Doch das ist weit weniger problematisch als der Gesang von Perry, der schon auf den Studioalben von „Dead can dance“ immer etwas gepresst klang und der nun manchmal geradezu röhrt. Nur wenige Stücke, in denen er den Ton angibt, gelingen ihm – beispielsweise „Severance“. Am schönsten ist es immer dann, wenn Gerrard alleine singt oder Perry sich auf das beschränkt, was er am Besten kann: Soundmodule anwerfen, Drehleier oder Bass spielen, allenfalls den dunkeln Hintergrund zu Gerrards vibratokräftigem Alt bilden. Sie hat ohnehin die spannendere Karriere seit der Trennung hingelegt, hat neben drei Solo-CDs die Filmmusiken (teilweise zusammen mit dem Hollywood-Starkomponisten Hans Zimmer) etwa zu „Gladiator“ und „Whale Rider“ geschrieben.
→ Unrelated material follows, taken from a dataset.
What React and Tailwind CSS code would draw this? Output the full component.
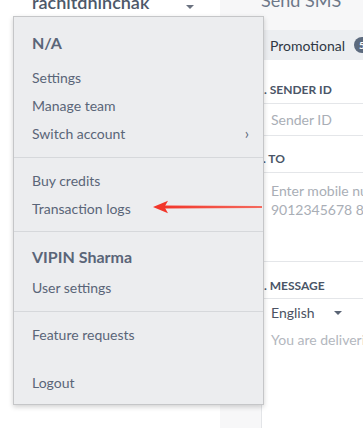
import React from 'react';

const menuText = 'text-[#5a6578]';

function MenuItem({ children, chevron }) {
  return (
    <div className={`h-7 flex items-center justify-between pl-[18px] pr-[14px] text-[14px] ${menuText}`}>
      <span>{children}</span>
      {chevron && <span className="text-[15px] leading-none">›</span>}
    </div>
  );
}

function MenuHeading({ children, h }) {
  return (
    <div className={`${h} flex items-center pl-[18px] text-[16px] font-bold ${menuText}`}>{children}</div>
  );
}

function AccountMenu() {
  return (
    <div className="absolute left-[13px] top-[16px] w-[251px] h-[389px] bg-[#ecedef] border border-[#c5c6c8] shadow-[0_2px_5px_rgba(0,0,0,0.18)] flex flex-col">
      <div className="pt-[9px] pb-[10px] border-b border-[#d6d8db]">
        <MenuHeading h="h-[34px] mb-[3px]">N/A</MenuHeading>
        <MenuItem>Settings</MenuItem>
        <MenuItem>Manage team</MenuItem>
        <MenuItem chevron>Switch account</MenuItem>
      </div>
      <div className="pt-[8px] pb-[9px] border-b border-[#d6d8db]">
        <MenuItem>Buy credits</MenuItem>
        <MenuItem>Transaction logs</MenuItem>
      </div>
      <div className="pt-[9px] pb-[10px] border-b border-[#d6d8db]">
        <MenuHeading h="h-[32px]">VIPIN Sharma</MenuHeading>
        <MenuItem>User settings</MenuItem>
      </div>
      <div className="pt-[8px] flex flex-col gap-[20px]">
        <MenuItem>Feature requests</MenuItem>
        <MenuItem>Logout</MenuItem>
      </div>
    </div>
  );
}

function Arrow() {
  return (
    <svg className="absolute left-[150px] top-[199px]" width="114" height="16" viewBox="0 0 114 16">
      <defs>
        <linearGradient id="shaft" x1="0" y1="0" x2="1" y2="0">
          <stop offset="0" stopColor="#f2362a" />
          <stop offset="1" stopColor="#f46a5e" />
        </linearGradient>
      </defs>
      <polygon points="13,6.4 112,7.1 112,8.9 13,9.6" fill="url(#shaft)" />
      <polygon points="3,8 18,1.8 14.5,8 18,14.2" fill="#f2362a" />
    </svg>
  );
}

export default function App() {
  return (
    <div className="relative w-[363px] h-[428px] overflow-hidden flex bg-white" style={{ fontFamily: 'Lato, "Liberation Sans", sans-serif' }}>
      {/* sidebar */}
      <aside className="w-[220px] shrink-0 bg-white">
        <div className="flex items-start justify-between pl-[32px] pr-[26px]">
          <span className="-mt-[7px] text-[18px] leading-none font-semibold text-[#4d5869] whitespace-nowrap">rachitdhinchak</span>
          <span className="mt-[5px] w-0 h-0 border-l-[4px] border-r-[4px] border-t-[4px] border-l-transparent border-r-transparent border-t-[#6b7280]" />
        </div>
      </aside>

      {/* main */}
      <main className="flex-1 min-w-0 overflow-hidden bg-[#f7f7f8] flex flex-col pl-[41px]">
        <div className="h-[30px]">
          <div className="-mt-[9px] text-[18px] leading-none text-[#6d7788] whitespace-nowrap">Send SMS</div>
        </div>
        <section className="flex-1 bg-white border-l border-[#e3e5e8] flex flex-col">
          <div className="h-[30px] bg-[#eceef1] flex items-center pl-[8px] whitespace-nowrap">
            <span className="text-[14px] text-[#2f3744]">Promotional</span>
            <span className="ml-[9px] w-[16px] h-[16px] rounded-full bg-[#5c6a7e] text-white text-[10px] font-bold flex items-center justify-center shrink-0">5</span>
          </div>
          <div className="-ml-[5px] pt-[24px] pb-[7px] border-b border-[#e4e6e9] text-[12px] leading-[12px] font-bold text-[#4a5567] whitespace-nowrap">1. SENDER ID</div>
          <div className="h-[32px] flex items-center pl-[9px] border-b border-[#e4e6e9] text-[14px] text-[#a9aeb6] whitespace-nowrap">Sender ID</div>
          <div className="-ml-[6px] pt-[17px] pb-[7px] border-b border-[#e4e6e9] text-[12px] leading-[12px] font-bold text-[#4a5567] whitespace-nowrap">2. TO</div>
          <div className="h-[89px] pt-[8px] pl-[9px] text-[14px] leading-[19px] text-[#a9aeb6] border-b border-[#e4e6e9] whitespace-nowrap">
            <div>Enter mobile numbers</div>
            <div>9012345678 8901234567</div>
          </div>
          <div className="-ml-[5px] pt-[18px] pb-[6px] border-b border-[#e4e6e9] text-[12px] leading-[12px] font-bold text-[#4a5567] whitespace-nowrap">3. MESSAGE</div>
          <div className="h-[26px] flex items-center pl-[9px] whitespace-nowrap">
            <span className="text-[14px] text-[#4b5263]">English</span>
            <span className="ml-[19px] mt-[2px] w-0 h-0 border-l-[4px] border-r-[4px] border-t-[4px] border-l-transparent border-r-transparent border-t-[#5a6475]" />
          </div>
          <div className="pt-[4px] pl-[9px] text-[14px] text-[#b3b7be] whitespace-nowrap">You are delivering</div>
        </section>
      </main>

      <AccountMenu />
      <Arrow />
    </div>
  );
}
Nach anderthalb Stunden sagt Perry auf Deutsch „Gute Nacht“, das Publikum johlt und hört und hört nicht auf zu klatschen, und natürlich kommen die Musiker noch mal wieder. Die blaubefrackten Ordner, die überall herumwuseln, haben endgültig keine Chance mehr, die Fans vom Fotografieren abzuhalten (professionelle Lichtbildner waren gar nicht erst zugelassen). Und als Lisa Gerrard am Schluss „Hymn for the Fallen“ anstimmt, ein Schlaflied, steht der ganze Saal.
War das jetzt der Beginn einer neuen „Dead can dance“-Epoche? Nichts genaues weiß man nicht. Vielleicht wollten die Musiker auch nur Geld scheffeln. Die Karten kosteten zwischen 30 und 50 Euro, ein hübsches, aber nicht überragendes Programmheft 15 Euro. Neue CDs sind nicht angekündigt, allerdings konnte man eine Spezialabmischung des Konzerts in limitierter Sonderauflage bestellen – 30 Euro.
Es wird sich also gelohnt haben für die Gruppe. Fürs Publikum aber auch.